Stated task: Go through the lines below and copy each one that holds the string "React".
-- begin Dataset content --
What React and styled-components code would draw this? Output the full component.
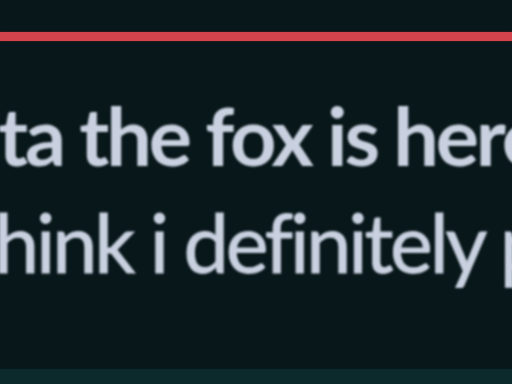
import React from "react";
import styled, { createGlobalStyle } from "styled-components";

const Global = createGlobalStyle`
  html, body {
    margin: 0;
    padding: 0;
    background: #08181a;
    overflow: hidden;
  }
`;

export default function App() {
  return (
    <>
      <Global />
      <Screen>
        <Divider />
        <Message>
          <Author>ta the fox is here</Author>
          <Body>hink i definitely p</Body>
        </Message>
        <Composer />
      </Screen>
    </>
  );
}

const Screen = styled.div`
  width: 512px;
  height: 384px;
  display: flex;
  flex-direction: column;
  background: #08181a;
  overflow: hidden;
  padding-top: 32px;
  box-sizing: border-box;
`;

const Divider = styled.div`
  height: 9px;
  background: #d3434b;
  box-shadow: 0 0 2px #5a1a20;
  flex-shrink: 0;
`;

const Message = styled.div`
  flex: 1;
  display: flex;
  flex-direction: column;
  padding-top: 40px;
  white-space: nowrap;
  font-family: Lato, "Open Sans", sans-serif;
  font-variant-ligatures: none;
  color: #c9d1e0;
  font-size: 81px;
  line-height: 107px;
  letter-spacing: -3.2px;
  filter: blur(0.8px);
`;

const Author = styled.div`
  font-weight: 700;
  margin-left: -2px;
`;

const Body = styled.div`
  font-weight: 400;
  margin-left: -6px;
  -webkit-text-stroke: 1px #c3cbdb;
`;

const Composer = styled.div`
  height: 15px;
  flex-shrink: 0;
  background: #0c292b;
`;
-- end Dataset content --
Problem solution:
What React and styled-components code would draw this? Output the full component.
import React from "react";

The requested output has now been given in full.